I’ll have time to check out the arguments after Wednesday.

But my uninformed position is: I don’t see why it would exclude metaphysics. The epistemology of SN is basically a metaphysical appeal – to me it reads like a sort of Logical Positivism, or at least it falls into a similar trap. Why ought we limit our explanations to natural causes and events? It uses a metaphysical assertion to reject other metaphysical assertions.

The only way I could see an argument being made that it excludes metaphysics is by a sort of “subtraction on both sides” where all additional metaphysical propositions fall out of the equation due to irrelevance – but, again, why ought they be excluded absent some broader statement that is either tied to values (and excluding metaphysics from those is damned hard) or the metaphysical assertion that the phenomenal world is, indeed, the only plane of consequence.

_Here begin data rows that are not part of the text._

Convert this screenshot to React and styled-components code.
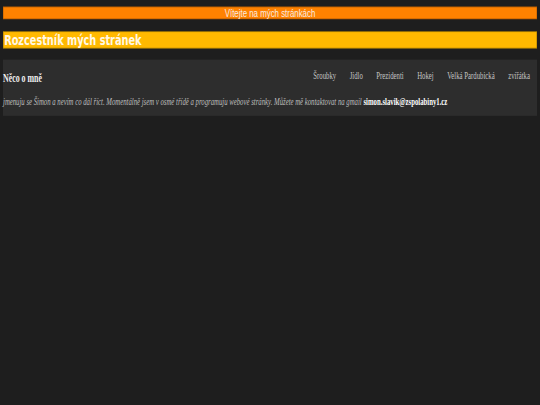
import React from 'react';
import styled, { createGlobalStyle } from 'styled-components';

const links = ['Šroubky', 'Jídlo', 'Prezidenti', 'Hokej', 'Velká Pardubická', 'zvířátka'];

// the reference was taken at 1440x720 and squeezed into 540x405
const GlobalStyle = createGlobalStyle`
  html, body {
    margin: 0;
    padding: 0;
    background: #1e1e1e;
    overflow: hidden;
  }
`;

const Frame = styled.div`
  width: 540px;
  height: 405px;
  overflow: hidden;
`;

const Stage = styled.div`
  width: 1440px;
  height: 720px;
  transform: scale(0.375, 0.5625);
  transform-origin: 0 0;
`;

const Page = styled.div`
  height: 100%;
  box-sizing: border-box;
  padding: 12px 8px;
  background: #1e1e1e;
  display: flex;
  flex-direction: column;
  gap: 22px;
`;

const Welcome = styled.div`
  background: #ff8200;
  border: 1px solid #a85400;
  color: #f8ece0;
  text-align: center;
  font-family: "Liberation Sans", Arial, sans-serif;
  font-size: 21px;
  line-height: 20px;
`;

const Title = styled.h1`
  margin: 0;
  background: #ffb900;
  border: 1px solid #8c6a00;
  color: #fff8e6;
  font-family: "DejaVu Sans", sans-serif;
  font-weight: bold;
  font-size: 26px;
  line-height: 28px;
  padding: 0 0 0 2px;
`;

const Panel = styled.section`
  margin-top: -2px;
  background: #2d2d2d;
  font-family: "Liberation Serif", "Times New Roman", serif;
  padding-bottom: 14px;
`;

const TopRow = styled.div`
  display: flex;
  justify-content: space-between;
  align-items: flex-start;
`;

const Heading = styled.h3`
  margin: 21px 0 0 0;
  font-size: 21px;
  font-weight: bold;
  color: #f0f0f0;
`;

const Nav = styled.nav`
  display: flex;
  gap: 36px;
  padding: 18px 19px 0 0;
`;

const NavLink = styled.a`
  font-size: 18px;
  color: #c4c4c4;
  text-decoration: none;
  cursor: pointer;
`;

const About = styled.p`
  margin: 19px 0 0 0;
  font-size: 18px;
  font-style: italic;
  color: #bdbdbd;

  b {
    font-style: normal;
    color: #ffffff;
  }
`;

export default function App() {
  return (
    <>
      <GlobalStyle />
      <Frame>
        <Stage>
          <Page>
            <Welcome>Vítejte na mých stránkách</Welcome>
            <Title>Rozcestník mých stránek</Title>
            <Panel>
              <TopRow>
                <Heading>Něco o mně</Heading>
                <Nav>
                  {links.map((l) => (
                    <NavLink key={l}>{l}</NavLink>
                  ))}
                </Nav>
              </TopRow>
              <About>
                jmenuju se Šimon a nevím co dál říct. Momentálně jsem v osmé třídě a programuju webové
                stránky. Můžete mě kontaktovat na gmail <b>simon.slavik@zspolabiny1.cz</b>
              </About>
            </Panel>
          </Page>
        </Stage>
      </Frame>
    </>
  );
}
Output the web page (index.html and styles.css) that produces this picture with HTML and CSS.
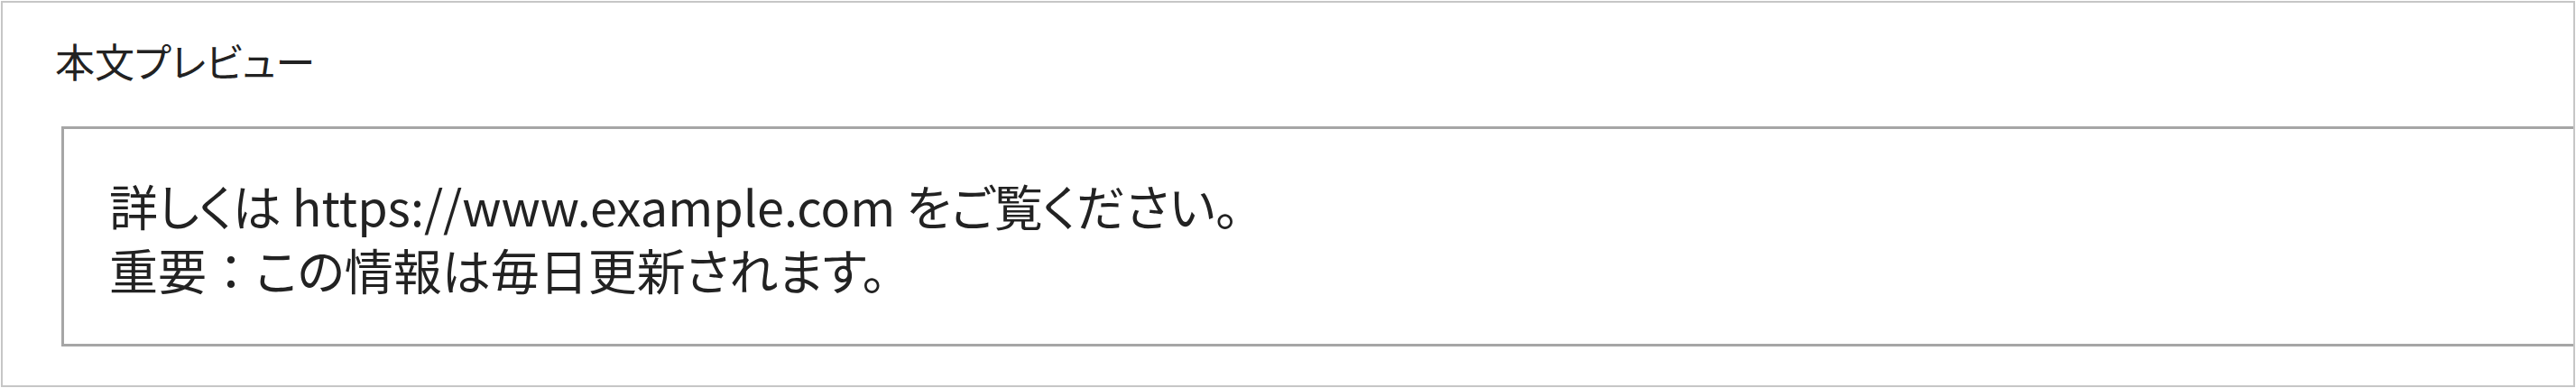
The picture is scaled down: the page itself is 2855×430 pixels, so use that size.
FILE: index.html
```html
<!DOCTYPE html>
<html lang="ja">

<head>
    <meta charset="UTF-8">
    <meta name="viewport" content="width=device-width, initial-scale=1.0">
    <title>本文プレビュー</title>
    <link rel="stylesheet" href="styles.css">
</head>

<body>
    <div class="preview-panel">
        <div class="preview-label">本文プレビュー</div>
        <div class="preview-body">
            <p>詳しくは https://www.example.com をご覧ください。</p>
            <p>重要<span class="full-width">：</span>この情報は毎日更新されます。</p>
        </div>
    </div>
</body>

</html>
```

FILE: styles.css
```css
body {
    font-family: "Noto Sans CJK JP", "Noto Sans", sans-serif;
    background-color: #fff;
    margin: 0;
    color: #222;
}

.preview-panel {
    margin: 1px;
    height: 428px;
    box-sizing: border-box;
    border: 2px solid #c6c6c6;
    padding: 32px 0 0 56px;
    overflow: hidden;
    /* the body box runs past the right edge and gets cut off here */
}

.preview-label {
    font-size: 44px;
    font-feature-settings: "palt";
    padding-left: 2px;
}

.preview-body {
    margin: 41px -40px 0 9px;
    border: 3px solid #a6a6a6;
    padding: 49px 50px 47px;
    font-size: 54px;
    line-height: 71px;
    /* proportional kana, like the UI font */
    font-feature-settings: "palt";
}

.preview-body p {
    margin: 0;
}

/* keep the colon on a full cell */
.full-width {
    font-feature-settings: normal;
}
```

And that is without going into the relationship between observed phenomena and the theories describing them!

Yes, assuming there’s a mind/body distinction, then yes. In the same category as mind, I place things like identities, in the form of x=x, because no two physical objects can be 100% identical. Personally, I think all positions, including naturalism, are beneath the esoteric, completely metaphysical.

I wouldn’t say it’s in the service of science, but that it’s a prerequisite of any kind of measurement of a physical object or phenomenon. I mean, science can’t do anything w/ out measurements, so to say it’s in the service of it confuses me a bit. I might agree that it’s necessary and essential to science, and that it couldn’t function w/ out it. While it may provide a “service” to science, science needs metaphysics more than metaphysics needs science.

By immutable, I just mean a model of metaphysics which can’t be dispensed with. I think that morality and metaphysics are necessarily intertwined if we talk specifically about religious metaphysics, but I want to establish a connection, or understand the apparent one between metaphysics per se and people’s chosen paths of action.